Look at every other Delphi competitor from the time period. Microsoft is giving Visual Studio away to casual users and Visual Basic is now VB.Net. Eclipse and IntelliJ come in free versions. There is no longer a market for a million loyal $100 customers for a programming language and ecosystem. There are too many high-quality free languages, compilers and IDEs to make that business model work anymore.
Until JetBrains came on to the scene.
---
We know the old model will not apply here. That is clear. That is not what we have tell them.
What we have tell them is that the tool must have a opensource compiler, and free tier and a reasonable pro tier. Xamarin was a good sample.
Also, take in account that the millon loyal customer is not that unreasonable to find:
https://stackoverflow.com/questions/2418435/how-many-delphi-...
Except for the lack of IDE/RAD, a worthy present successor is Nim. There really is no end to the potential of this clear, cool, concise, modern, fast, and elegant language.
I have also settled on Java/.NET as my TP/Delphi replacements.
Sure, I would love to rewrite the whole thing in Lisp (which is the language that lets me keep my soul), but we are all in all still very happy with the current code base.
A complete recompile is less than 20 minutes, and then about half that time is spent in guile for macro expansion (we have a macro DSL). We have considered porting it to chez scheme, but we rarely do full recompiles.
Pascal lends itself well to big codebase, but will probably never again be a new cool thing. I do however believe that being able to test a big change on a Dev machine in less than 10s gives us a pretty big advantage over similar solutions in other languages.
A kind salute to you, fellow Lisper!!
However i've used Delphi in the past and found it a remarkably good language, i wouldn't think to port something from Delphi to Lisp.
OTOH: We are now at a position where I am pretty sure we are a perfect fit for Greenspun's tenth rule.
The amount of time we spent to make a large part of our code stateless is mind-boggling. We now have the luxury of being able to copy the state of almost 100% of the user-facing stuff and send it back home for us to test. That would have been so much easier with something like Allegro CL.
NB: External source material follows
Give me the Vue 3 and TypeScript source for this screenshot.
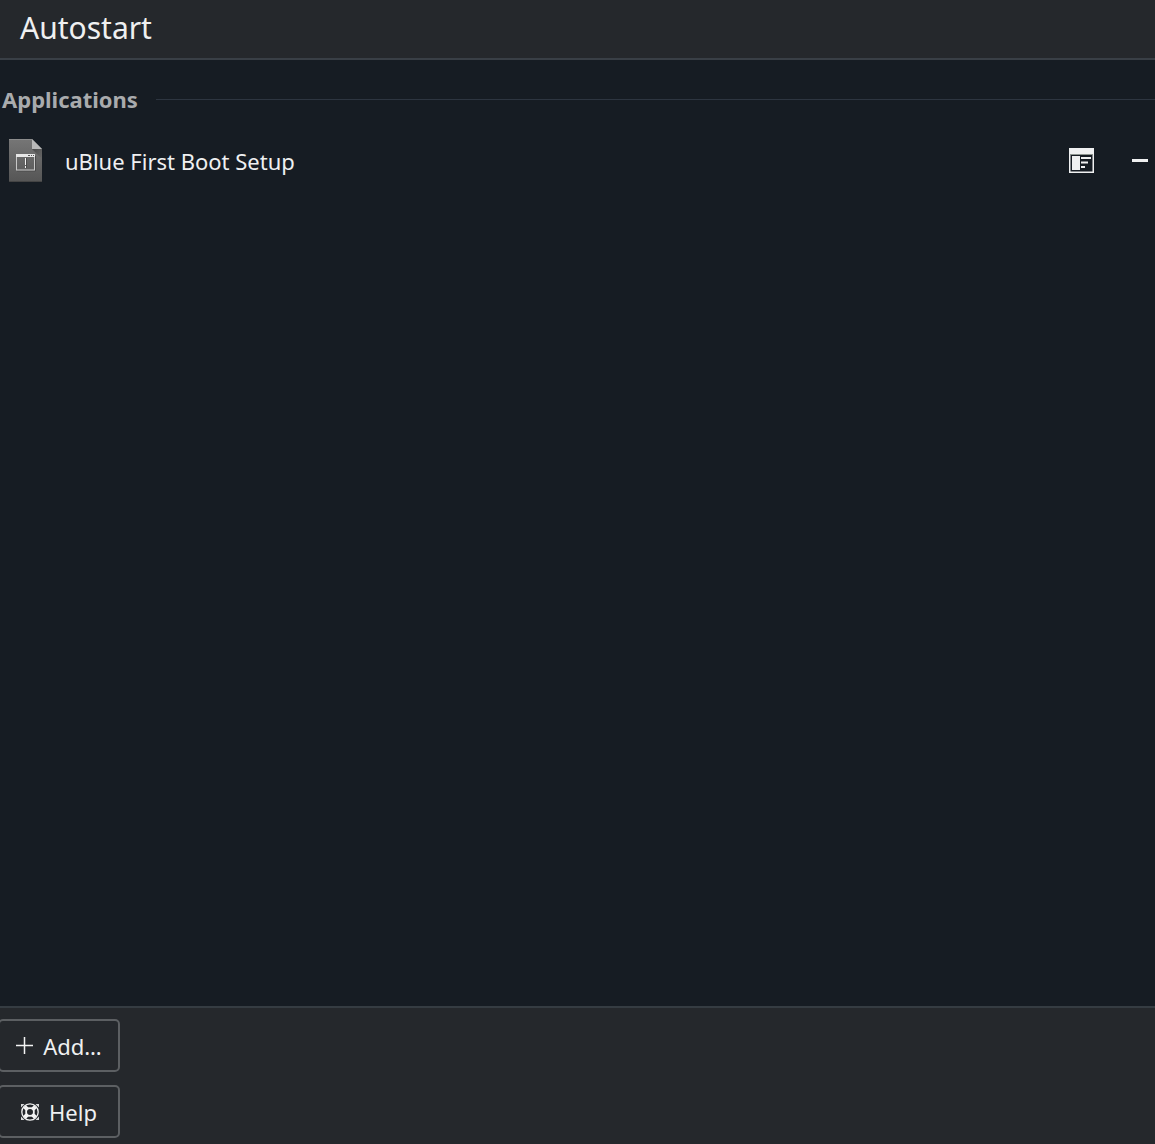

I have actually implemented a pretty neat macro system in guile scheme that I am in the process of cleaning up for an open source release. We write parethesised, prefix pascal for our macros that gets expanded to regular pascal (easy for most algol-like languages). Having a proper macro system made it possible to remove _a lot_ of boilerplate, even though we primarily use it to generate code that the compiler can optimize easier.